Northbeam — stronger, stiffer beams and square posts

Architectural designer Corry Clayton: “I wanted solid chunks of timber with a long span and natural finish to suit the rural setting and to tie in with the concrete block fireplace.”

When architectural designer Corry Clayton designed this poolhouse in Northland, he chose Northbeam by Northpine, a specialist sawmill in Waipu, and one of the few New Zealand suppliers of engineering-grade SG10 pine.

The strength, stiffness and beauty of Northland-grown radiata pine is showcased in the interlocking framework of this sheltered outdoor room.

“LVL beams didn’t have the look I was after,” Clayton says. “I wanted solid chunks of timber with a long span and natural finish to suit the rural setting and to tie in with the concrete block fireplace. Northpine was the only source I could trust for this job.”

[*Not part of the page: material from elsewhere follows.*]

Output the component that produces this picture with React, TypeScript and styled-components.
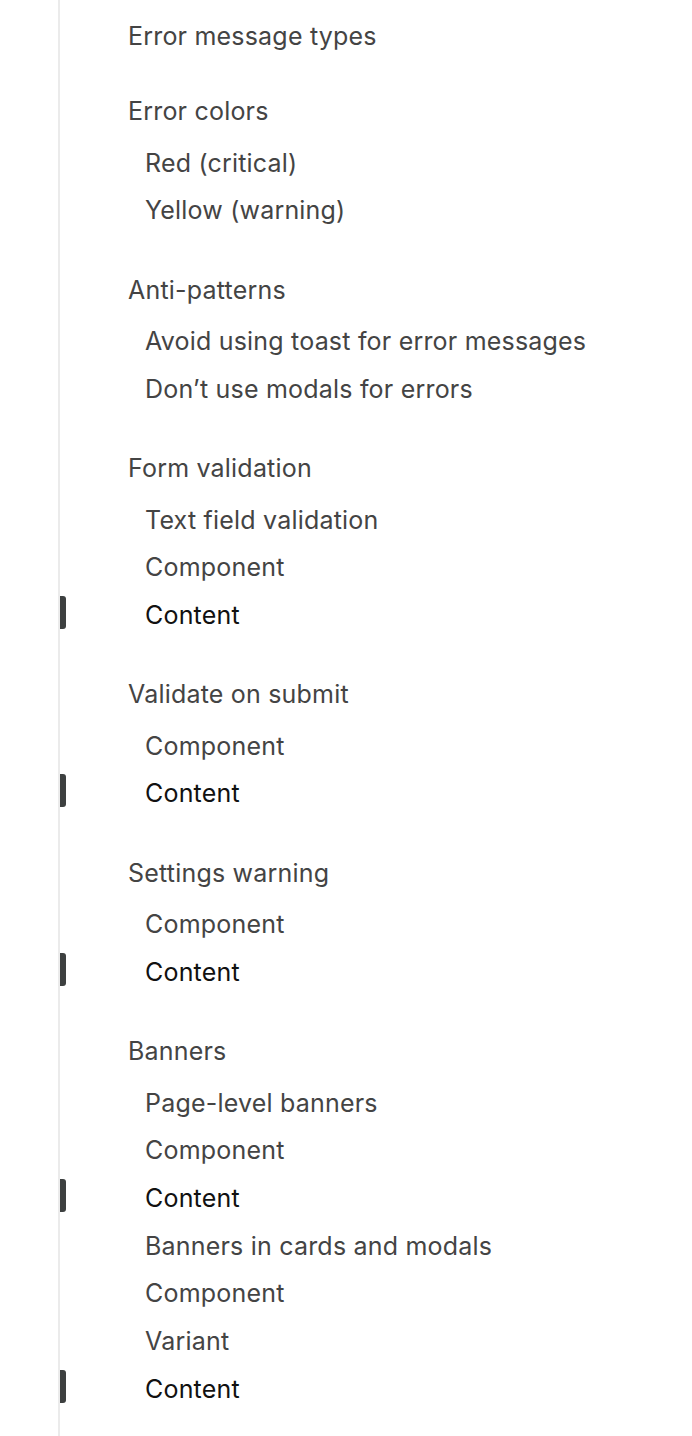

New Zealand’s strongest pine

SG8 and SG10 are often used for jobs requiring strength and stiffness such as wharfs and outdoor walkways.

Northbeam, however, comes in rough-sawn, structural and dressed finishes, giving it a wider application for residential and commercial use.

Radiata pine grown in Northland is the strongest and stiffest mature pine produced anywhere in the country — as demonstrated by Forest Research Institute research in
the 1990s.

Northpine produces it in lengths up to 7.2 metres. It’s ideal for specialist structural uses such as pergolas, walkways, decks and gates, as well as many commercial and civil applications.

Interlocking post-and-beam with hidden fixings

For the poolhouse project, Clayton sought to make a virtue of its good looks as well as its brute strength.

“Pine looks better stained than, say, macrocarpa — it will silver off in time, and resists mould.”

Its strength allowed him to specify unusually long beam spans. And the exceptional density of Northbeam timber also helps minimise any twisting or warping.

He designed the joints with hidden fixings. Instead of using bolts, they interlock, as he puts it, “like a Tetris game”.

The frame, with its projecting chamfered corners, is topped by a butterfly roof in aluminium and clear polycarbonate, with neatly concealed gutters feeding into twin downpipes.

Angled vertical 200 x 75mm timber louvres, also from Northpine, create a screen wall, admitting cool breezes and allowing peeks of the rolling rural landscape beyond.

Framing up

For builder Matt Brown, working with Northpine was “a breeze from start to finish”, despite the fact that everything was upscaled for this project.

Where most designers would specify 100 x 100mm, he was working with 200 square lumber.

One advantage of its size and strength grade is that, volumetrically, less is needed to do the job, which means cartage costs are lower.

“The Northpine machinist came on site to see what we were aiming to achieve.

“We were looking for a big log, to get the full characteristics of pine — that natural look.”

Although pine tends to “breathe” and move, the end product was well within specifications. Even so, Brown screwed aluminium bracing to the top surfaces to add
to rigidity.

The right tolerances in the joints allow for the pine’s expansion and contraction. The client also wanted LED strip-lighting to be chased into the beams.

“It had to be bang-on,” Brown says, “and the product was very easy to work with.”